■ **WHAT YOU ARE ASKED TO DO**
Set the data down again, exactly as it reads, but without the pictures.

■ **DATA LINES**
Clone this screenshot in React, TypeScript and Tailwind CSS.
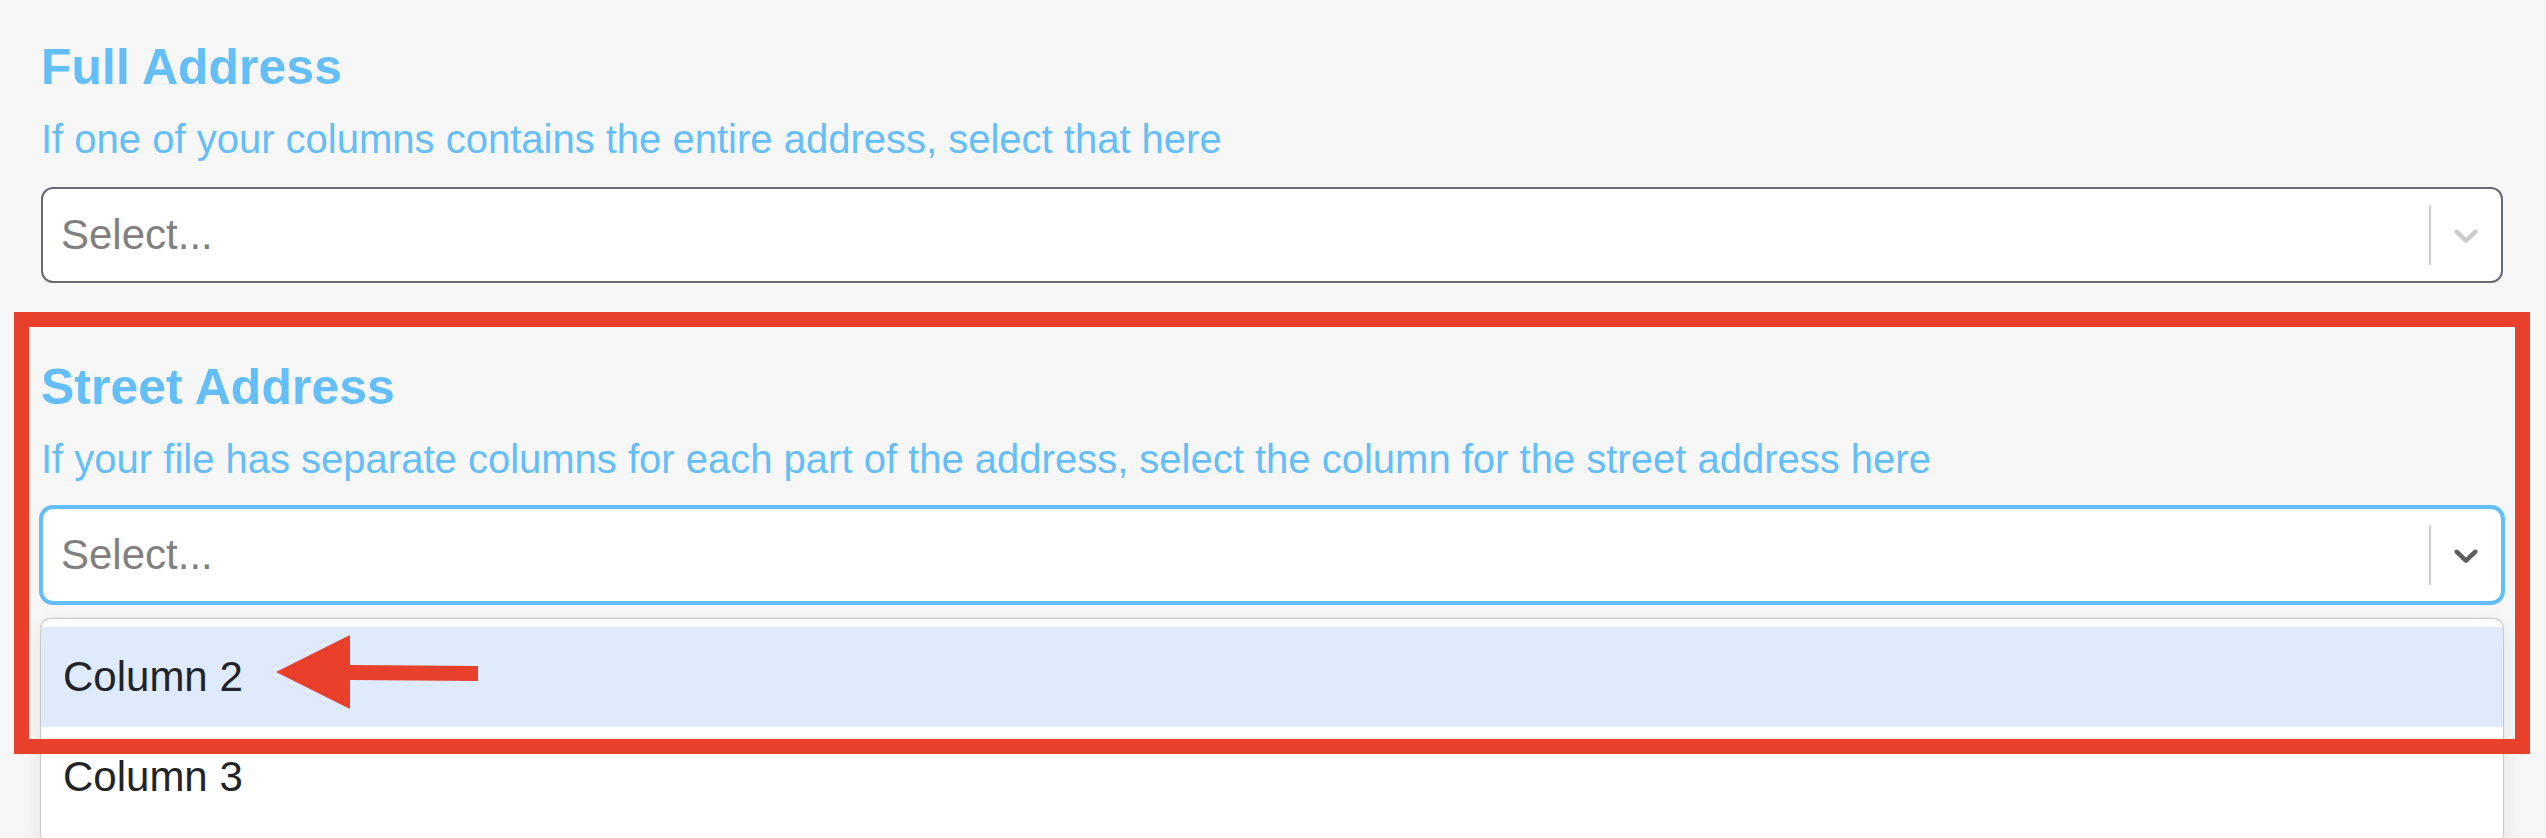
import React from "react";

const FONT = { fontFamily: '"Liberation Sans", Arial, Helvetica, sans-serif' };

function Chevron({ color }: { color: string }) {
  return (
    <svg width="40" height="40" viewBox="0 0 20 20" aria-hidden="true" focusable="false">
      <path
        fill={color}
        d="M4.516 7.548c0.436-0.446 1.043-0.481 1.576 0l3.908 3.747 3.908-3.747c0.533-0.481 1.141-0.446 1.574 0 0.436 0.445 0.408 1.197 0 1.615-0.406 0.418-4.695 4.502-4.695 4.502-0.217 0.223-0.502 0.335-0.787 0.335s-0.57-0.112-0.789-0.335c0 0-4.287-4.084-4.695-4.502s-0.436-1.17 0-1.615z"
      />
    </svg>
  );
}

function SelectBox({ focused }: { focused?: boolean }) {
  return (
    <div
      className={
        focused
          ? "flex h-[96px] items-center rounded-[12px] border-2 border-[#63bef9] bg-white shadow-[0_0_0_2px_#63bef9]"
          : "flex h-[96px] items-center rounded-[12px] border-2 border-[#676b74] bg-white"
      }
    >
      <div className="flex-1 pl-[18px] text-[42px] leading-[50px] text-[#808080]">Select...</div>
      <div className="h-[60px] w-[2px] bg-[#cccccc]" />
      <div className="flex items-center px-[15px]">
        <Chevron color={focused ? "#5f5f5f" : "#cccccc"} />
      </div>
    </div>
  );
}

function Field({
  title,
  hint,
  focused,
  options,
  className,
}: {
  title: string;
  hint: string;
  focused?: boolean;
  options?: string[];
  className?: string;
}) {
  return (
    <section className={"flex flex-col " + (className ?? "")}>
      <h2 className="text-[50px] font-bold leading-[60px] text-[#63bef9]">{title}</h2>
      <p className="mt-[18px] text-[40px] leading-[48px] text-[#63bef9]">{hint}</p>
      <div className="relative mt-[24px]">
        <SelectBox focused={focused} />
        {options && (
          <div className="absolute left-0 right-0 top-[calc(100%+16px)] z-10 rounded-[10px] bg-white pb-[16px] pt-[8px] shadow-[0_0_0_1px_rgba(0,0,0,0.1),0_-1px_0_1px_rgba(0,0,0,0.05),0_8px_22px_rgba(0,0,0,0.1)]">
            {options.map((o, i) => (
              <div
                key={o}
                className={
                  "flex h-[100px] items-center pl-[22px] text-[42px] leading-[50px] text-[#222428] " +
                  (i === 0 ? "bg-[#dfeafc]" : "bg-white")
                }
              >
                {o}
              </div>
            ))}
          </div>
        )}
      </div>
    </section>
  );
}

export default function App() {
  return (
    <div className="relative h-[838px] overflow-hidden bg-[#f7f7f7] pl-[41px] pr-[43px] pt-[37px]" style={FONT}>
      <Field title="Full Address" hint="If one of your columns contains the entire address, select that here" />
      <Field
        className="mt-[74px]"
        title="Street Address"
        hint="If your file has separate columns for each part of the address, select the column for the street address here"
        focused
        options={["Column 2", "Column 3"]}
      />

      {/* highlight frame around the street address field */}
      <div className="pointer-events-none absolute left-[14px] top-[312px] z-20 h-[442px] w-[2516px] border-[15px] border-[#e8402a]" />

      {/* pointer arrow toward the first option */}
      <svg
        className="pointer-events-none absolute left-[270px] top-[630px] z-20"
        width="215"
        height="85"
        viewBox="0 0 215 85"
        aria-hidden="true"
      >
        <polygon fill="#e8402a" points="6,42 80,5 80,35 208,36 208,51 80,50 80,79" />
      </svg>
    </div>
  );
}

■ **ANSWER TO THIS TASK**
Clone this screenshot in React, TypeScript and Tailwind CSS.
import React from "react";

const FONT = { fontFamily: '"Liberation Sans", Arial, Helvetica, sans-serif' };

function Chevron({ color }: { color: string }) {
  return (
    <svg width="40" height="40" viewBox="0 0 20 20" aria-hidden="true" focusable="false">
      <path
        fill={color}
        d="M4.516 7.548c0.436-0.446 1.043-0.481 1.576 0l3.908 3.747 3.908-3.747c0.533-0.481 1.141-0.446 1.574 0 0.436 0.445 0.408 1.197 0 1.615-0.406 0.418-4.695 4.502-4.695 4.502-0.217 0.223-0.502 0.335-0.787 0.335s-0.57-0.112-0.789-0.335c0 0-4.287-4.084-4.695-4.502s-0.436-1.17 0-1.615z"
      />
    </svg>
  );
}

function SelectBox({ focused }: { focused?: boolean }) {
  return (
    <div
      className={
        focused
          ? "flex h-[96px] items-center rounded-[12px] border-2 border-[#63bef9] bg-white shadow-[0_0_0_2px_#63bef9]"
          : "flex h-[96px] items-center rounded-[12px] border-2 border-[#676b74] bg-white"
      }
    >
      <div className="flex-1 pl-[18px] text-[42px] leading-[50px] text-[#808080]">Select...</div>
      <div className="h-[60px] w-[2px] bg-[#cccccc]" />
      <div className="flex items-center px-[15px]">
        <Chevron color={focused ? "#5f5f5f" : "#cccccc"} />
      </div>
    </div>
  );
}

function Field({
  title,
  hint,
  focused,
  options,
  className,
}: {
  title: string;
  hint: string;
  focused?: boolean;
  options?: string[];
  className?: string;
}) {
  return (
    <section className={"flex flex-col " + (className ?? "")}>
      <h2 className="text-[50px] font-bold leading-[60px] text-[#63bef9]">{title}</h2>
      <p className="mt-[18px] text-[40px] leading-[48px] text-[#63bef9]">{hint}</p>
      <div className="relative mt-[24px]">
        <SelectBox focused={focused} />
        {options && (
          <div className="absolute left-0 right-0 top-[calc(100%+16px)] z-10 rounded-[10px] bg-white pb-[16px] pt-[8px] shadow-[0_0_0_1px_rgba(0,0,0,0.1),0_-1px_0_1px_rgba(0,0,0,0.05),0_8px_22px_rgba(0,0,0,0.1)]">
            {options.map((o, i) => (
              <div
                key={o}
                className={
                  "flex h-[100px] items-center pl-[22px] text-[42px] leading-[50px] text-[#222428] " +
                  (i === 0 ? "bg-[#dfeafc]" : "bg-white")
                }
              >
                {o}
              </div>
            ))}
          </div>
        )}
      </div>
    </section>
  );
}

export default function App() {
  return (
    <div className="relative h-[838px] overflow-hidden bg-[#f7f7f7] pl-[41px] pr-[43px] pt-[37px]" style={FONT}>
      <Field title="Full Address" hint="If one of your columns contains the entire address, select that here" />
      <Field
        className="mt-[74px]"
        title="Street Address"
        hint="If your file has separate columns for each part of the address, select the column for the street address here"
        focused
        options={["Column 2", "Column 3"]}
      />

      {/* highlight frame around the street address field */}
      <div className="pointer-events-none absolute left-[14px] top-[312px] z-20 h-[442px] w-[2516px] border-[15px] border-[#e8402a]" />

      {/* pointer arrow toward the first option */}
      <svg
        className="pointer-events-none absolute left-[270px] top-[630px] z-20"
        width="215"
        height="85"
        viewBox="0 0 215 85"
        aria-hidden="true"
      >
        <polygon fill="#e8402a" points="6,42 80,5 80,35 208,36 208,51 80,50 80,79" />
      </svg>
    </div>
  );
}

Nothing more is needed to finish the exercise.